As a person who grew up in a corrupt country, let me tell you, everybody knows how to bribe, it’s just that if there is a need for particularly large bribe, you yourself want to go through “consultant” not to get exposed.
Read this:
https://www.amazon.com/Brazillionaires-Wealth-Decadence-American-Country/dp/0812996763
and compare and contrast and post notes. I’m too lazy to bother with either book.
I roughly “get” these foreign places in outline and only care that certain people are clearly on a mission to turn the USA into another version of them.
Why do we even bother with a law to restrict bribing foreign government officials (the Foreign Corrupt Practices Act)? Aren’t we just handicapping ourselves? And besides, our fearless leader does Quid Pro Quo’s.

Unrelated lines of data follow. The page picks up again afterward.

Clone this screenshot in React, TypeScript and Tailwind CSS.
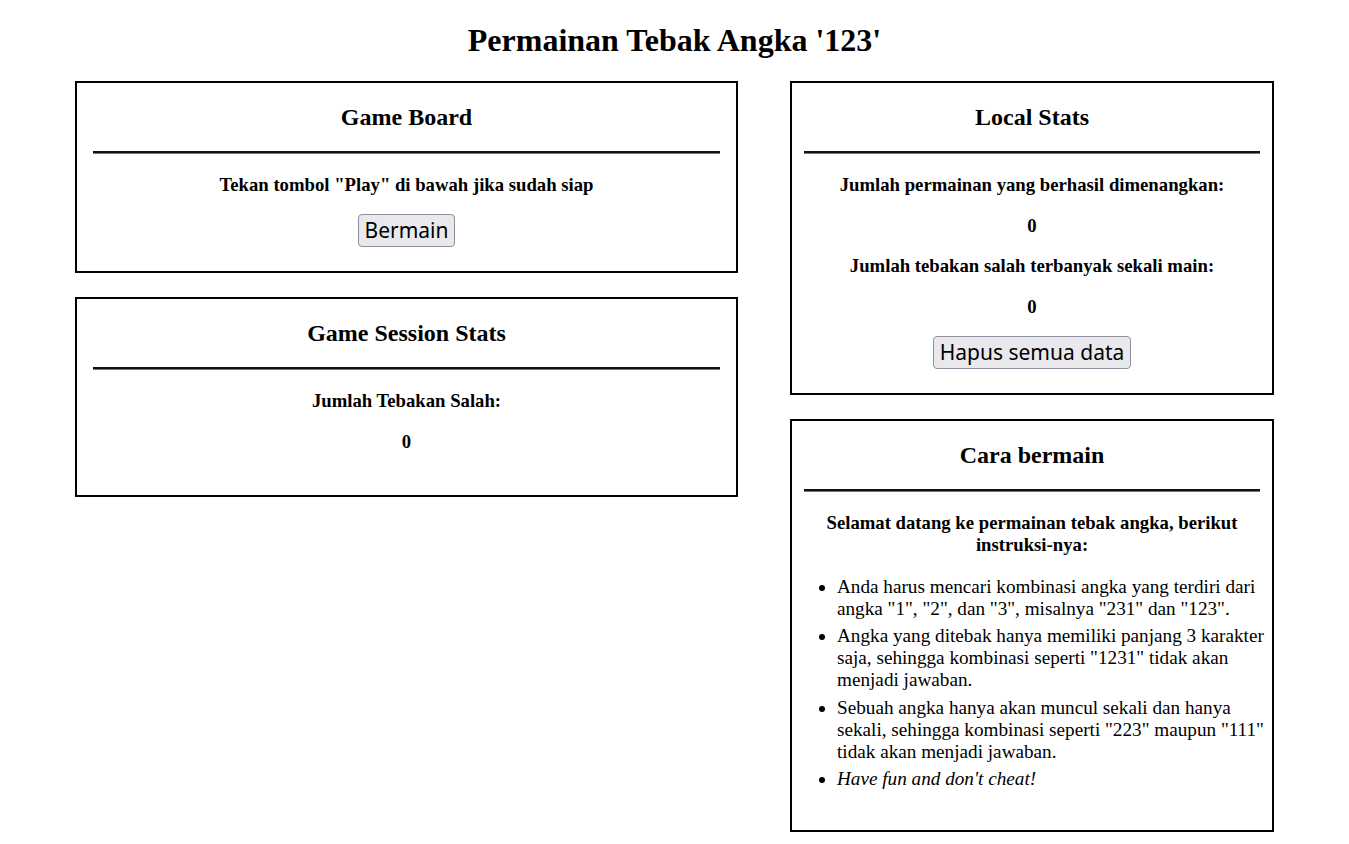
import React from "react";

const serif = { fontFamily: '"Liberation Serif", "Times New Roman", serif' };

function Box({ title, children, pb }: { title: string; children: React.ReactNode; pb: string }) {
  return (
    <div className={`border-2 border-black ${pb}`}>
      <h2 className="mt-[20px] text-center text-[24px] font-bold leading-[28px]">{title}</h2>
      <div className="mx-auto mt-[20px] h-[3px] w-[95%] bg-[#111] border-b border-[#777]" />
      {children}
    </div>
  );
}

function H3({ children, mt = "mt-[20px]" }: { children: React.ReactNode; mt?: string }) {
  return <h3 className={`${mt} text-center text-[18.72px] font-bold leading-[22px]`}>{children}</h3>;
}

function Btn({ children }: { children: React.ReactNode }) {
  return (
    <div className="mt-[18px] flex justify-center">
      <button
        className="h-[33px] rounded-[4px] border border-[#8f8f9d] bg-[#e9e9ed] px-[6px] py-0 text-[21px] leading-[29px] text-black"
        style={{ fontFamily: '"Noto Sans", "Open Sans", sans-serif' }}
      >
        {children}
      </button>
    </div>
  );
}

export default function App() {
  return (
    <div className="min-h-[844px] bg-white text-black" style={serif}>
      <h1 className="pt-[22px] text-center text-[32px] font-bold leading-[37px]">Permainan Tebak Angka '123'</h1>
      <div className="mt-[22px] flex items-start gap-[52px] px-[75px]">
        <div className="flex w-[663px] flex-col gap-[24px]">
          <Box title="Game Board" pb="pb-[24px]">
            <H3>Tekan tombol "Play" di bawah jika sudah siap</H3>
            <Btn>Bermain</Btn>
          </Box>
          <Box title="Game Session Stats" pb="pb-[42px]">
            <H3>Jumlah Tebakan Salah:</H3>
            <H3 mt="mt-[19px]">0</H3>
          </Box>
        </div>
        <div className="flex w-[484px] flex-col gap-[24px]">
          <Box title="Local Stats" pb="pb-[24px]">
            <H3>Jumlah permainan yang berhasil dimenangkan:</H3>
            <H3 mt="mt-[19px]">0</H3>
            <H3 mt="mt-[18px]">Jumlah tebakan salah terbanyak sekali main:</H3>
            <H3 mt="mt-[19px]">0</H3>
            <Btn>Hapus semua data</Btn>
          </Box>
          <Box title="Cara bermain" pb="pb-[40px]">
            <H3>Selamat datang ke permainan tebak angka, berikut instruksi-nya:</H3>
            <ul className="mt-[20px] list-disc pl-[45px] text-[19.2px] leading-[22px]">
              <li>Anda harus mencari kombinasi angka yang terdiri dari angka "1", "2", dan "3", misalnya "231" dan "123".</li>
              <li className="mt-[5px]">Angka yang ditebak hanya memiliki panjang 3 karakter saja, sehingga kombinasi seperti "1231" tidak akan menjadi jawaban.</li>
              <li className="mt-[6px]">Sebuah angka hanya akan muncul sekali dan hanya sekali, sehingga kombinasi seperti "223" maupun "111" tidak akan menjadi jawaban.</li>
              <li className="mt-[5px] italic">Have fun and don't cheat!</li>
            </ul>
          </Box>
        </div>
      </div>
    </div>
  );
}
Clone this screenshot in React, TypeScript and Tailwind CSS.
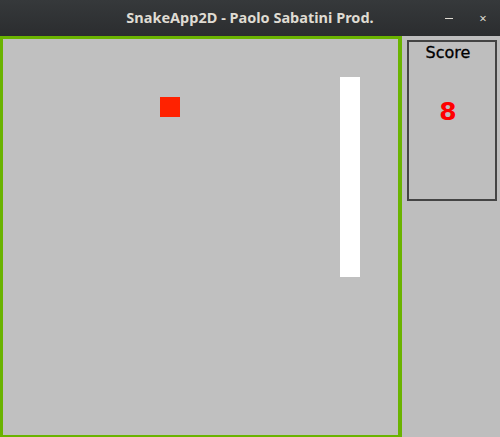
export default function App() {
  return (
    <div className="w-[500px] h-[437px] overflow-hidden flex flex-col bg-[#bebebe] font-['Noto_Sans',sans-serif]">
      {/* title bar */}
      <div className="h-[36px] shrink-0 bg-gradient-to-b from-[#36393b] to-[#2b2d2f] flex items-center relative">
        <div className="flex-1 text-center text-[14.5px] font-bold text-[#dfdbd2]">
          SnakeApp2D - Paolo Sabatini Prod.
        </div>
        <div className="absolute right-0 top-0 h-full flex items-center text-[#dfdbd2]">
          <span className="w-[34px] flex justify-center">
            <span className="block w-[8px] h-[1px] bg-[#dfdbd2]" />
          </span>
          <span className="w-[34px] flex justify-center text-[13px] leading-none">×</span>
        </div>
      </div>

      <div className="flex flex-1">
        {/* game board */}
        <div className="w-[402px] h-[402px] shrink-0 border-l-[3px] border-t-[3px] border-b-[3px] border-r-[4px] border-[#6ab300] bg-[#c0c0c0] relative">
          <div className="absolute left-[157px] top-[58px] w-[20px] h-[20px] bg-[#ff2200]" />
          <div className="absolute left-[337px] top-[38px] w-[20px] h-[200px] bg-white" />
        </div>

        {/* side panel */}
        <div className="flex-1 pl-[5px] pr-[3px] pt-[4px]">
          <div className="h-[161px] border-2 border-[#444444] flex flex-col items-center pr-[8px] font-['DejaVu_Sans',sans-serif]">
            <div className="mt-[1px] text-[16px] leading-[20px] text-black [-webkit-text-stroke:0.3px_black]">Score</div>
            <div className="mt-[36px] text-[25px] font-bold leading-none text-[#ff0000]">8</div>
          </div>
        </div>
      </div>
    </div>
  );
}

> a multi-century tradition of the opposite
Indeed. “To a people accustomed to despotism, robbery was the
accepted prerogative of the victor, as bribery was the weapon of the
diplomat and subjection the just fate of the weak. Other principles
were foreign and engendered distrust or contempt.”
– from Robin Reilly’s biography of Pitt the Younger, a summary of India during the earlier stages of British rule. The British gave India the only episode of orderly and clean government it ever had. India’s endemic corruption is why it can’t match China.
China is also pretty corrupt, but perhaps not “in your face”.
There is also the IQ angle, in most cases we (engineers and scientists) have mainly interacted with the high IQ fraction from India, the stereotype is member of Brahmin class, IIT undergraduate degree, graduate degree from USA. Most Indians of that caliber are no longer in India.
China probably has an order of magnitude more of that caliber persons.
@Viking: distribution of IQ is probably more or less similar in all countries, but it is true that many high caliber individuals, particularly from the class you describe, have left India — and that is in part because of extreme affirmative action. Any disadvantages white males may face now in the US are small compared to those for Brahmins in India.